# Start of SUPPLIED INFORMATION

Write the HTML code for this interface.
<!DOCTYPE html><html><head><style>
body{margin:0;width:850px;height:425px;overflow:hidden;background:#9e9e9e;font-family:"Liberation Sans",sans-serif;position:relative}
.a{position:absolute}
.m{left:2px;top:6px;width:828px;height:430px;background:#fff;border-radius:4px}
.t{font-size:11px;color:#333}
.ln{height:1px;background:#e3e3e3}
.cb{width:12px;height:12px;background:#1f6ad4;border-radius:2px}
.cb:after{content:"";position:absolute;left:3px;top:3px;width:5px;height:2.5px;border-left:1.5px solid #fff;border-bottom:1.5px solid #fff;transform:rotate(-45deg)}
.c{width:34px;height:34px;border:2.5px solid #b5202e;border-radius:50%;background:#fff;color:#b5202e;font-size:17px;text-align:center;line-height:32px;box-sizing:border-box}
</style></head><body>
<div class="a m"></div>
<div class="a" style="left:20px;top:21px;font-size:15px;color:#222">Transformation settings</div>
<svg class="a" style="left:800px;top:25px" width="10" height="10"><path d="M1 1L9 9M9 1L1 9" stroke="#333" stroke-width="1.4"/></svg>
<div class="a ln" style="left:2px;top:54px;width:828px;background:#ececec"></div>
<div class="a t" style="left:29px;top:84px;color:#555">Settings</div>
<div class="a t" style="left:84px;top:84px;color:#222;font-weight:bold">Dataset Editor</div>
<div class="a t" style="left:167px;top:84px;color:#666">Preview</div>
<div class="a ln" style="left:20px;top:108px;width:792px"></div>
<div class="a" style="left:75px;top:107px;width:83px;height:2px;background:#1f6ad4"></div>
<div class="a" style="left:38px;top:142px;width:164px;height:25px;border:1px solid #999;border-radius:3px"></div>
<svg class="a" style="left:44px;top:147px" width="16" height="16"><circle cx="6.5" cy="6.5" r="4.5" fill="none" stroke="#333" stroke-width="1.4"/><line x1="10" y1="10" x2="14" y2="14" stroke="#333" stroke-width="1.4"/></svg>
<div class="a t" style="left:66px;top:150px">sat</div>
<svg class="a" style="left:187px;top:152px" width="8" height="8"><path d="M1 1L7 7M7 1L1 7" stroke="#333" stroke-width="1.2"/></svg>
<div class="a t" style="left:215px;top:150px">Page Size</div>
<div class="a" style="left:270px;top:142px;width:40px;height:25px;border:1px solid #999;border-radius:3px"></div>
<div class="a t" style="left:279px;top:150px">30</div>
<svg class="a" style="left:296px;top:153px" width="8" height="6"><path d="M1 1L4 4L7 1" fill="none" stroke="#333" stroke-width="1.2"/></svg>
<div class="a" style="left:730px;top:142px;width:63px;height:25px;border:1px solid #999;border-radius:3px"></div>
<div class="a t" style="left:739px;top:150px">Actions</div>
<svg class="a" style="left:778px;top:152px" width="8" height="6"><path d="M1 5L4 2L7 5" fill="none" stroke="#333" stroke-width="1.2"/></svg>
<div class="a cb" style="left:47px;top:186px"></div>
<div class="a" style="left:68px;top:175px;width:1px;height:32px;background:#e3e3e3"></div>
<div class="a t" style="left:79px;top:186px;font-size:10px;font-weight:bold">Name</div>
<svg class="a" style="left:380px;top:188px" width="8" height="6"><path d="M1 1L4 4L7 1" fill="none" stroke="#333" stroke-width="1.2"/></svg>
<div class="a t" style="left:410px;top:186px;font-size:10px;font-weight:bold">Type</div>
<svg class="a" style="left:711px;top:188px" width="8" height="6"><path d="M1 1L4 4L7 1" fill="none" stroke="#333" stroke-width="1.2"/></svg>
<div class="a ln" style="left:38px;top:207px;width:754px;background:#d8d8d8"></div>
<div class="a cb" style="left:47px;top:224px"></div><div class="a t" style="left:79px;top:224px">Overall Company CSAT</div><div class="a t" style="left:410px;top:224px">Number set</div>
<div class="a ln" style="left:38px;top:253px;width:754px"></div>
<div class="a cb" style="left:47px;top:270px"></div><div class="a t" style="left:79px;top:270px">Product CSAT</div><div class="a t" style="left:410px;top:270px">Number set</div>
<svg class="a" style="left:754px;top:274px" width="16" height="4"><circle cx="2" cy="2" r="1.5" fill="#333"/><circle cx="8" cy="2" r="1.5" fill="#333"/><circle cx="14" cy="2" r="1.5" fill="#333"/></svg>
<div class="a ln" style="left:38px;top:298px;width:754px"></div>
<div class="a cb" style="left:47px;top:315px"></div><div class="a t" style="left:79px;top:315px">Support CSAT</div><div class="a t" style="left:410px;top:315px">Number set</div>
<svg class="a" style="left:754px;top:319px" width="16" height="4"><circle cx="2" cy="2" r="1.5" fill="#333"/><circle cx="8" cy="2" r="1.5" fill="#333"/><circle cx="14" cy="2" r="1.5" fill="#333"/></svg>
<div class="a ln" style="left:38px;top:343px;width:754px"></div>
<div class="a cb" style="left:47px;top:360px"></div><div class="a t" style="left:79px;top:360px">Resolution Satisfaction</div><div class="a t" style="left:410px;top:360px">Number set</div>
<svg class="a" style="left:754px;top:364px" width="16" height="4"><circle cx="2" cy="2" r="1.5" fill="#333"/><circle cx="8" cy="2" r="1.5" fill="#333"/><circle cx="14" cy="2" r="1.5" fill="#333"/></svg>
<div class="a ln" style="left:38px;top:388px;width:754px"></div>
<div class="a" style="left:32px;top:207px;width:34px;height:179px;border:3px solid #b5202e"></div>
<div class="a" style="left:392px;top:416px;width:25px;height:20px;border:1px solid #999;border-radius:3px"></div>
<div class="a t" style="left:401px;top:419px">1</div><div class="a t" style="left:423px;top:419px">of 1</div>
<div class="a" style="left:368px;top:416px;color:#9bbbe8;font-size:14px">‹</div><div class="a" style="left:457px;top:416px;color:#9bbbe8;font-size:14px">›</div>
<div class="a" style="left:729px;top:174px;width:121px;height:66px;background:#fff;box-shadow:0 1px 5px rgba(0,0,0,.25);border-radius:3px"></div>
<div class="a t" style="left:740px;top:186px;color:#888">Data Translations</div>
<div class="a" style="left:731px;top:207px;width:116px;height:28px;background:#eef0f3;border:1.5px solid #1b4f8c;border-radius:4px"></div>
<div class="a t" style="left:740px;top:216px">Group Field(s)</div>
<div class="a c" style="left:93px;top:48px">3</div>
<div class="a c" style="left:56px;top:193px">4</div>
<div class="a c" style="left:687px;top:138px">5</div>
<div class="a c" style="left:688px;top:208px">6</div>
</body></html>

# End of SUPPLIED INFORMATION

▸ EXERCISE REQUIREMENTS: Set out the complete listing exactly as shown.

▸ SOLUTION TO THIS PROBLEM:
Write the HTML code for this interface.
<!DOCTYPE html><html><head><style>
body{margin:0;width:850px;height:425px;overflow:hidden;background:#9e9e9e;font-family:"Liberation Sans",sans-serif;position:relative}
.a{position:absolute}
.m{left:2px;top:6px;width:828px;height:430px;background:#fff;border-radius:4px}
.t{font-size:11px;color:#333}
.ln{height:1px;background:#e3e3e3}
.cb{width:12px;height:12px;background:#1f6ad4;border-radius:2px}
.cb:after{content:"";position:absolute;left:3px;top:3px;width:5px;height:2.5px;border-left:1.5px solid #fff;border-bottom:1.5px solid #fff;transform:rotate(-45deg)}
.c{width:34px;height:34px;border:2.5px solid #b5202e;border-radius:50%;background:#fff;color:#b5202e;font-size:17px;text-align:center;line-height:32px;box-sizing:border-box}
</style></head><body>
<div class="a m"></div>
<div class="a" style="left:20px;top:21px;font-size:15px;color:#222">Transformation settings</div>
<svg class="a" style="left:800px;top:25px" width="10" height="10"><path d="M1 1L9 9M9 1L1 9" stroke="#333" stroke-width="1.4"/></svg>
<div class="a ln" style="left:2px;top:54px;width:828px;background:#ececec"></div>
<div class="a t" style="left:29px;top:84px;color:#555">Settings</div>
<div class="a t" style="left:84px;top:84px;color:#222;font-weight:bold">Dataset Editor</div>
<div class="a t" style="left:167px;top:84px;color:#666">Preview</div>
<div class="a ln" style="left:20px;top:108px;width:792px"></div>
<div class="a" style="left:75px;top:107px;width:83px;height:2px;background:#1f6ad4"></div>
<div class="a" style="left:38px;top:142px;width:164px;height:25px;border:1px solid #999;border-radius:3px"></div>
<svg class="a" style="left:44px;top:147px" width="16" height="16"><circle cx="6.5" cy="6.5" r="4.5" fill="none" stroke="#333" stroke-width="1.4"/><line x1="10" y1="10" x2="14" y2="14" stroke="#333" stroke-width="1.4"/></svg>
<div class="a t" style="left:66px;top:150px">sat</div>
<svg class="a" style="left:187px;top:152px" width="8" height="8"><path d="M1 1L7 7M7 1L1 7" stroke="#333" stroke-width="1.2"/></svg>
<div class="a t" style="left:215px;top:150px">Page Size</div>
<div class="a" style="left:270px;top:142px;width:40px;height:25px;border:1px solid #999;border-radius:3px"></div>
<div class="a t" style="left:279px;top:150px">30</div>
<svg class="a" style="left:296px;top:153px" width="8" height="6"><path d="M1 1L4 4L7 1" fill="none" stroke="#333" stroke-width="1.2"/></svg>
<div class="a" style="left:730px;top:142px;width:63px;height:25px;border:1px solid #999;border-radius:3px"></div>
<div class="a t" style="left:739px;top:150px">Actions</div>
<svg class="a" style="left:778px;top:152px" width="8" height="6"><path d="M1 5L4 2L7 5" fill="none" stroke="#333" stroke-width="1.2"/></svg>
<div class="a cb" style="left:47px;top:186px"></div>
<div class="a" style="left:68px;top:175px;width:1px;height:32px;background:#e3e3e3"></div>
<div class="a t" style="left:79px;top:186px;font-size:10px;font-weight:bold">Name</div>
<svg class="a" style="left:380px;top:188px" width="8" height="6"><path d="M1 1L4 4L7 1" fill="none" stroke="#333" stroke-width="1.2"/></svg>
<div class="a t" style="left:410px;top:186px;font-size:10px;font-weight:bold">Type</div>
<svg class="a" style="left:711px;top:188px" width="8" height="6"><path d="M1 1L4 4L7 1" fill="none" stroke="#333" stroke-width="1.2"/></svg>
<div class="a ln" style="left:38px;top:207px;width:754px;background:#d8d8d8"></div>
<div class="a cb" style="left:47px;top:224px"></div><div class="a t" style="left:79px;top:224px">Overall Company CSAT</div><div class="a t" style="left:410px;top:224px">Number set</div>
<div class="a ln" style="left:38px;top:253px;width:754px"></div>
<div class="a cb" style="left:47px;top:270px"></div><div class="a t" style="left:79px;top:270px">Product CSAT</div><div class="a t" style="left:410px;top:270px">Number set</div>
<svg class="a" style="left:754px;top:274px" width="16" height="4"><circle cx="2" cy="2" r="1.5" fill="#333"/><circle cx="8" cy="2" r="1.5" fill="#333"/><circle cx="14" cy="2" r="1.5" fill="#333"/></svg>
<div class="a ln" style="left:38px;top:298px;width:754px"></div>
<div class="a cb" style="left:47px;top:315px"></div><div class="a t" style="left:79px;top:315px">Support CSAT</div><div class="a t" style="left:410px;top:315px">Number set</div>
<svg class="a" style="left:754px;top:319px" width="16" height="4"><circle cx="2" cy="2" r="1.5" fill="#333"/><circle cx="8" cy="2" r="1.5" fill="#333"/><circle cx="14" cy="2" r="1.5" fill="#333"/></svg>
<div class="a ln" style="left:38px;top:343px;width:754px"></div>
<div class="a cb" style="left:47px;top:360px"></div><div class="a t" style="left:79px;top:360px">Resolution Satisfaction</div><div class="a t" style="left:410px;top:360px">Number set</div>
<svg class="a" style="left:754px;top:364px" width="16" height="4"><circle cx="2" cy="2" r="1.5" fill="#333"/><circle cx="8" cy="2" r="1.5" fill="#333"/><circle cx="14" cy="2" r="1.5" fill="#333"/></svg>
<div class="a ln" style="left:38px;top:388px;width:754px"></div>
<div class="a" style="left:32px;top:207px;width:34px;height:179px;border:3px solid #b5202e"></div>
<div class="a" style="left:392px;top:416px;width:25px;height:20px;border:1px solid #999;border-radius:3px"></div>
<div class="a t" style="left:401px;top:419px">1</div><div class="a t" style="left:423px;top:419px">of 1</div>
<div class="a" style="left:368px;top:416px;color:#9bbbe8;font-size:14px">‹</div><div class="a" style="left:457px;top:416px;color:#9bbbe8;font-size:14px">›</div>
<div class="a" style="left:729px;top:174px;width:121px;height:66px;background:#fff;box-shadow:0 1px 5px rgba(0,0,0,.25);border-radius:3px"></div>
<div class="a t" style="left:740px;top:186px;color:#888">Data Translations</div>
<div class="a" style="left:731px;top:207px;width:116px;height:28px;background:#eef0f3;border:1.5px solid #1b4f8c;border-radius:4px"></div>
<div class="a t" style="left:740px;top:216px">Group Field(s)</div>
<div class="a c" style="left:93px;top:48px">3</div>
<div class="a c" style="left:56px;top:193px">4</div>
<div class="a c" style="left:687px;top:138px">5</div>
<div class="a c" style="left:688px;top:208px">6</div>
</body></html>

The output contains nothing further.